** Begin Supplied data **

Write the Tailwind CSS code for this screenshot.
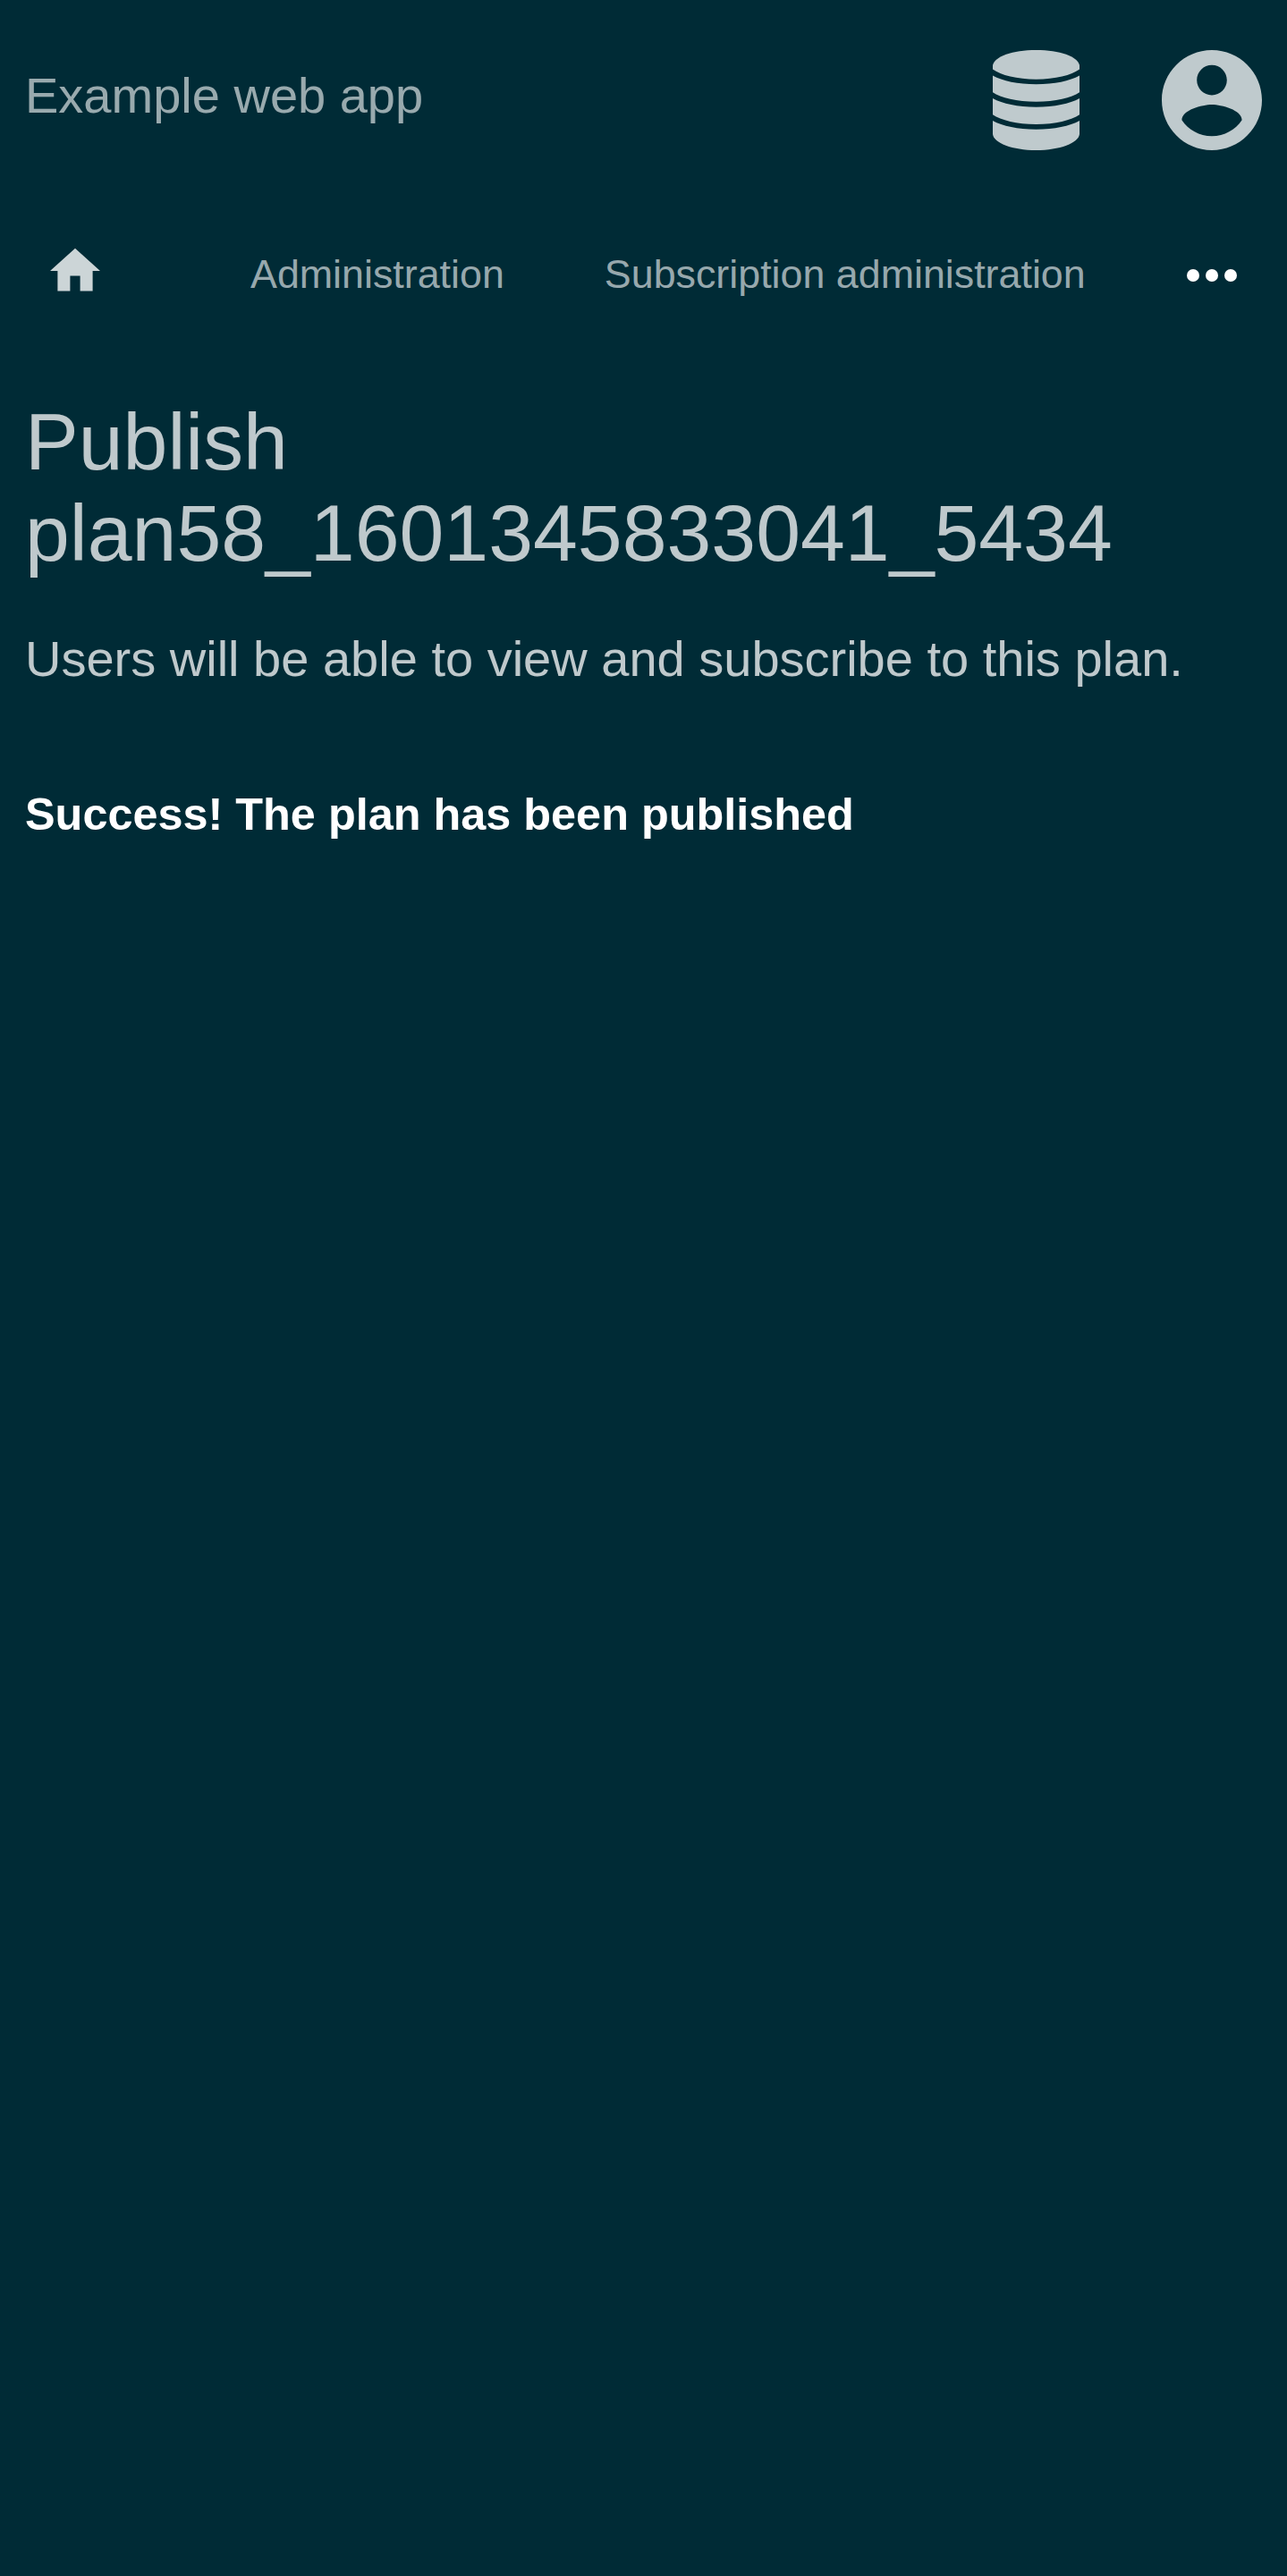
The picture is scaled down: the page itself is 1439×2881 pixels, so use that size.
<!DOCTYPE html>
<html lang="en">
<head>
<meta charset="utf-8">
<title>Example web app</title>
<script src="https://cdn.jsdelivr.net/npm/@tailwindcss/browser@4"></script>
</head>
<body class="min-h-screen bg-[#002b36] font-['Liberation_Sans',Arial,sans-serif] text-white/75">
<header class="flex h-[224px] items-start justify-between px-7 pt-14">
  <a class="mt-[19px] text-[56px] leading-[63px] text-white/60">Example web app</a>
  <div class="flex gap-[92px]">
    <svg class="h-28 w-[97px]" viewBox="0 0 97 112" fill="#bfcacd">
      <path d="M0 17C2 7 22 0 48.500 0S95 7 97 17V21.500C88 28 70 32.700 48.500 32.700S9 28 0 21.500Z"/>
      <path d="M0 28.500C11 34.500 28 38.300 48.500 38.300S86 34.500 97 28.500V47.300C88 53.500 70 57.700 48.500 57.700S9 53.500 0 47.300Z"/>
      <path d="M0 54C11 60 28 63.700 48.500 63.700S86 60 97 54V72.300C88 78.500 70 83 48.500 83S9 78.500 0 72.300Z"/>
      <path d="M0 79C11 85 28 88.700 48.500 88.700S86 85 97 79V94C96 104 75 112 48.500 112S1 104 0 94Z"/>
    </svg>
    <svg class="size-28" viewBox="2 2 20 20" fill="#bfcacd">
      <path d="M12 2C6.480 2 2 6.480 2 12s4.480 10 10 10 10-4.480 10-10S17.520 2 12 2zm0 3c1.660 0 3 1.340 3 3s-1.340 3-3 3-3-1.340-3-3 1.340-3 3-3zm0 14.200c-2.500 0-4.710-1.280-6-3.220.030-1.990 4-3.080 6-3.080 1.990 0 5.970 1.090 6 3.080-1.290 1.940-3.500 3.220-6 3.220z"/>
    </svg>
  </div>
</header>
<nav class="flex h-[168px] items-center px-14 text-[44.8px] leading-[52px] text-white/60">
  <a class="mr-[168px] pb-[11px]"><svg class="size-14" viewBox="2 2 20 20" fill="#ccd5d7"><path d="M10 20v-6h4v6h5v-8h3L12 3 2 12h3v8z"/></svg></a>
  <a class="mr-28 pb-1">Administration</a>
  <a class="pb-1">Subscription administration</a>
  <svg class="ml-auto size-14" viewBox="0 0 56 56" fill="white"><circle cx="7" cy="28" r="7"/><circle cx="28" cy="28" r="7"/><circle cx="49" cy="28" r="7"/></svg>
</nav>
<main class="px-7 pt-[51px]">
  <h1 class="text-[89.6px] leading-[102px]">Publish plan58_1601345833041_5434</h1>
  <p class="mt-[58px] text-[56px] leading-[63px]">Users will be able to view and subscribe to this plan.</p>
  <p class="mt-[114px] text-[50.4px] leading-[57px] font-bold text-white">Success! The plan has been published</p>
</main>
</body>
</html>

** End Supplied data **

Task objective:
Give the material again exactly as it is, but keep the pictures out.

Problem solution:
Write the Tailwind CSS code for this screenshot.
The picture is scaled down: the page itself is 1439×2881 pixels, so use that size.
<!DOCTYPE html>
<html lang="en">
<head>
<meta charset="utf-8">
<title>Example web app</title>
<script src="https://cdn.jsdelivr.net/npm/@tailwindcss/browser@4"></script>
</head>
<body class="min-h-screen bg-[#002b36] font-['Liberation_Sans',Arial,sans-serif] text-white/75">
<header class="flex h-[224px] items-start justify-between px-7 pt-14">
  <a class="mt-[19px] text-[56px] leading-[63px] text-white/60">Example web app</a>
  <div class="flex gap-[92px]">
    <svg class="h-28 w-[97px]" viewBox="0 0 97 112" fill="#bfcacd">
      <path d="M0 17C2 7 22 0 48.500 0S95 7 97 17V21.500C88 28 70 32.700 48.500 32.700S9 28 0 21.500Z"/>
      <path d="M0 28.500C11 34.500 28 38.300 48.500 38.300S86 34.500 97 28.500V47.300C88 53.500 70 57.700 48.500 57.700S9 53.500 0 47.300Z"/>
      <path d="M0 54C11 60 28 63.700 48.500 63.700S86 60 97 54V72.300C88 78.500 70 83 48.500 83S9 78.500 0 72.300Z"/>
      <path d="M0 79C11 85 28 88.700 48.500 88.700S86 85 97 79V94C96 104 75 112 48.500 112S1 104 0 94Z"/>
    </svg>
    <svg class="size-28" viewBox="2 2 20 20" fill="#bfcacd">
      <path d="M12 2C6.480 2 2 6.480 2 12s4.480 10 10 10 10-4.480 10-10S17.520 2 12 2zm0 3c1.660 0 3 1.340 3 3s-1.340 3-3 3-3-1.340-3-3 1.340-3 3-3zm0 14.200c-2.500 0-4.710-1.280-6-3.220.030-1.990 4-3.080 6-3.080 1.990 0 5.970 1.090 6 3.080-1.290 1.940-3.500 3.220-6 3.220z"/>
    </svg>
  </div>
</header>
<nav class="flex h-[168px] items-center px-14 text-[44.8px] leading-[52px] text-white/60">
  <a class="mr-[168px] pb-[11px]"><svg class="size-14" viewBox="2 2 20 20" fill="#ccd5d7"><path d="M10 20v-6h4v6h5v-8h3L12 3 2 12h3v8z"/></svg></a>
  <a class="mr-28 pb-1">Administration</a>
  <a class="pb-1">Subscription administration</a>
  <svg class="ml-auto size-14" viewBox="0 0 56 56" fill="white"><circle cx="7" cy="28" r="7"/><circle cx="28" cy="28" r="7"/><circle cx="49" cy="28" r="7"/></svg>
</nav>
<main class="px-7 pt-[51px]">
  <h1 class="text-[89.6px] leading-[102px]">Publish plan58_1601345833041_5434</h1>
  <p class="mt-[58px] text-[56px] leading-[63px]">Users will be able to view and subscribe to this plan.</p>
  <p class="mt-[114px] text-[50.4px] leading-[57px] font-bold text-white">Success! The plan has been published</p>
</main>
</body>
</html>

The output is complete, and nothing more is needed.